# [WHAT THE TASK ASKS]
Copy each line below in which the word "this" occurs.

# [STORED DATA]
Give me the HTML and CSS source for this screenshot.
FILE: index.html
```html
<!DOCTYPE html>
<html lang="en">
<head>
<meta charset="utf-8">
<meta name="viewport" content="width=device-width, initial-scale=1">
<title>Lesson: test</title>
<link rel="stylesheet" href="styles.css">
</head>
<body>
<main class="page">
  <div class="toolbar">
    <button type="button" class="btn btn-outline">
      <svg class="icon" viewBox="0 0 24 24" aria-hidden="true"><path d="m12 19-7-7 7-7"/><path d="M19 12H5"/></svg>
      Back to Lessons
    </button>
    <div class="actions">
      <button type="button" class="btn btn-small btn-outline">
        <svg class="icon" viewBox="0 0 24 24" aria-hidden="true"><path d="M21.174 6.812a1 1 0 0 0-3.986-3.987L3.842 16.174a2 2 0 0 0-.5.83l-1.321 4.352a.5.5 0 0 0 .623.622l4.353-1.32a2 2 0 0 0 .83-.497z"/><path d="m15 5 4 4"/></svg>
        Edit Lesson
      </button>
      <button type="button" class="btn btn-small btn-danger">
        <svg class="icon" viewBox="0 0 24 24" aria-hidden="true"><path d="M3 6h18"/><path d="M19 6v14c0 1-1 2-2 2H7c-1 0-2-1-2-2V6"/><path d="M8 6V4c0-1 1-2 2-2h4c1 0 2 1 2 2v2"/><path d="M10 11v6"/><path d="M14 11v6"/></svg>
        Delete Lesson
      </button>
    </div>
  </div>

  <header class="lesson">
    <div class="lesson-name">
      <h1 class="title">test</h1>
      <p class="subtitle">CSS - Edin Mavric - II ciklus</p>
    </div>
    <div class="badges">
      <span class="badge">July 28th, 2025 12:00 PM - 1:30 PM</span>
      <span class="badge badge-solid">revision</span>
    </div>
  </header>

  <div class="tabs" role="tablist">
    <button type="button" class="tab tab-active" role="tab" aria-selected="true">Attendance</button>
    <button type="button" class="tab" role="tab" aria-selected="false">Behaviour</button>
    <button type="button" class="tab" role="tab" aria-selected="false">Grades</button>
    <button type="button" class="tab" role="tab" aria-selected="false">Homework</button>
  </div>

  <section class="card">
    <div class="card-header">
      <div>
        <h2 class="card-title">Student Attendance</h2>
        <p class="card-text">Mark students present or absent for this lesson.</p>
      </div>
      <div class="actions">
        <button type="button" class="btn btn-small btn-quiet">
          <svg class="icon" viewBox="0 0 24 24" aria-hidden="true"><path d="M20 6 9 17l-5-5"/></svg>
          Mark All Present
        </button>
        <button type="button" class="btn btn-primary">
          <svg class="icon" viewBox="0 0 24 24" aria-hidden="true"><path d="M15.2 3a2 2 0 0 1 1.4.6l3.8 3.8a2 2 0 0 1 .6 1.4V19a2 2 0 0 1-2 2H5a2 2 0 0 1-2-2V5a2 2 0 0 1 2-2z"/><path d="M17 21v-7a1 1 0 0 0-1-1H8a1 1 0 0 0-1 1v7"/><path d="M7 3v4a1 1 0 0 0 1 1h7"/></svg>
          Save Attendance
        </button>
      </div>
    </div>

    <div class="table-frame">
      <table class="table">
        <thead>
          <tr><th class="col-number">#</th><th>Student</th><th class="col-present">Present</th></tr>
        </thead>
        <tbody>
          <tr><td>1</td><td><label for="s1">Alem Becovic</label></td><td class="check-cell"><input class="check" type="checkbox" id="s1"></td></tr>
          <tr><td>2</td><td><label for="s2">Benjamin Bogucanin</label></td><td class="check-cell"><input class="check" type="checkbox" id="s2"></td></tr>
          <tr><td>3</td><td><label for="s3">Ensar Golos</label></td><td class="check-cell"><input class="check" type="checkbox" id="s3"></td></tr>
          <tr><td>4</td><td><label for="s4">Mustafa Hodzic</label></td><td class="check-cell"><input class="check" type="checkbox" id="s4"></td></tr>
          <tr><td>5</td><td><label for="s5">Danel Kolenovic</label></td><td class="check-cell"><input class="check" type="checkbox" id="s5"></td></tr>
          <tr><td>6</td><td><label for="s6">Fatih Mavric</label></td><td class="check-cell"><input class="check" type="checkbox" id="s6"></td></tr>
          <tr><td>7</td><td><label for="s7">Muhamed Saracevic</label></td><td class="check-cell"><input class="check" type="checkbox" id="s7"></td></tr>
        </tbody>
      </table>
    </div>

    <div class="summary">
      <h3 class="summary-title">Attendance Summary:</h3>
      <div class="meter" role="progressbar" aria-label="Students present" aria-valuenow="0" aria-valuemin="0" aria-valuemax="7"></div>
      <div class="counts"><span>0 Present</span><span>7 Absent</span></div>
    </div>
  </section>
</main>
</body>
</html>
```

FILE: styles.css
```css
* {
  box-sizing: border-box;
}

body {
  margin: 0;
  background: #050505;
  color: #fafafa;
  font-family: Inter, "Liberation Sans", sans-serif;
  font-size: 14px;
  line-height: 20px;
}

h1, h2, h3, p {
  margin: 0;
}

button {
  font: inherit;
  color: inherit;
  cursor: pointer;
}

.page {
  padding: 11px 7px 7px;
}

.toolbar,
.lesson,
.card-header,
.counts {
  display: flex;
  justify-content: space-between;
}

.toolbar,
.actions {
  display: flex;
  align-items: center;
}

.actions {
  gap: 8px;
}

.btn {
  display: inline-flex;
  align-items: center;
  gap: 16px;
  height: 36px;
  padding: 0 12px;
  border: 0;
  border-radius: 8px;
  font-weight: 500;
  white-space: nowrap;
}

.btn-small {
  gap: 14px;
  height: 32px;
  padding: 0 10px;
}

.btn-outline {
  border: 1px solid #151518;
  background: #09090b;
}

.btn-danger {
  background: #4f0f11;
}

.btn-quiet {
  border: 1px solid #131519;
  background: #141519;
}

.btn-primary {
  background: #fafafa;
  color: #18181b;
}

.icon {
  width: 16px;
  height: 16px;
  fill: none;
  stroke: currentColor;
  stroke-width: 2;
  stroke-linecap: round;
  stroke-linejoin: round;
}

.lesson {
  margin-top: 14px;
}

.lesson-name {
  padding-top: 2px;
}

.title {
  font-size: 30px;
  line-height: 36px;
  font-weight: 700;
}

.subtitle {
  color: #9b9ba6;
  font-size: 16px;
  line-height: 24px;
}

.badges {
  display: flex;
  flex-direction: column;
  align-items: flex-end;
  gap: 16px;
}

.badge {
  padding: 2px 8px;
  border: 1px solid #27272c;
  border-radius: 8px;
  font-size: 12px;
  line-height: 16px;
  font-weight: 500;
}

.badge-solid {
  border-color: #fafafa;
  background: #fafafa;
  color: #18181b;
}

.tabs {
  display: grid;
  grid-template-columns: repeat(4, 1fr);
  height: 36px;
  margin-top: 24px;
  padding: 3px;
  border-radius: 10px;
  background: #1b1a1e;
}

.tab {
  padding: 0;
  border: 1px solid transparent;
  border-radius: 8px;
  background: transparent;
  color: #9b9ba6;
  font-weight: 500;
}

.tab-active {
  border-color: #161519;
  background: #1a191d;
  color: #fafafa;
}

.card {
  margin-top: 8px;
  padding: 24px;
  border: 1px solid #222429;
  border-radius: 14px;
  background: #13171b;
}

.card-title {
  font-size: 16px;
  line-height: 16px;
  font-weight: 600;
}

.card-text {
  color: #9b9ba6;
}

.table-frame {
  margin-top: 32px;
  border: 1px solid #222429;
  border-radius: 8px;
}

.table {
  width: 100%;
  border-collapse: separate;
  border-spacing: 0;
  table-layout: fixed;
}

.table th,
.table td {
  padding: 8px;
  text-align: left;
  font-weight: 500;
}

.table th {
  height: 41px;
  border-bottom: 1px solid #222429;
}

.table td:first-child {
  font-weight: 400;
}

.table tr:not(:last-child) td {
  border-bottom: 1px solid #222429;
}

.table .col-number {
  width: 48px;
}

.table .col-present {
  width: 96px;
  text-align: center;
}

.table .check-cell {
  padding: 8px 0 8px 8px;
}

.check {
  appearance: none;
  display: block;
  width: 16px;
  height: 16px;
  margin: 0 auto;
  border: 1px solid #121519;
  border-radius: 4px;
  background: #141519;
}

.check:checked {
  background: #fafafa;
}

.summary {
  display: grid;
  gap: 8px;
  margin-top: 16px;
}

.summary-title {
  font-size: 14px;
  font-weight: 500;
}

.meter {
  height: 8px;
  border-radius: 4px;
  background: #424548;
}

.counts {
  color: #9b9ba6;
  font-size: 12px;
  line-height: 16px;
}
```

# [CORRECT ANSWER]
Give me the HTML and CSS source for this screenshot.
        <p class="card-text">Mark students present or absent for this lesson.</p>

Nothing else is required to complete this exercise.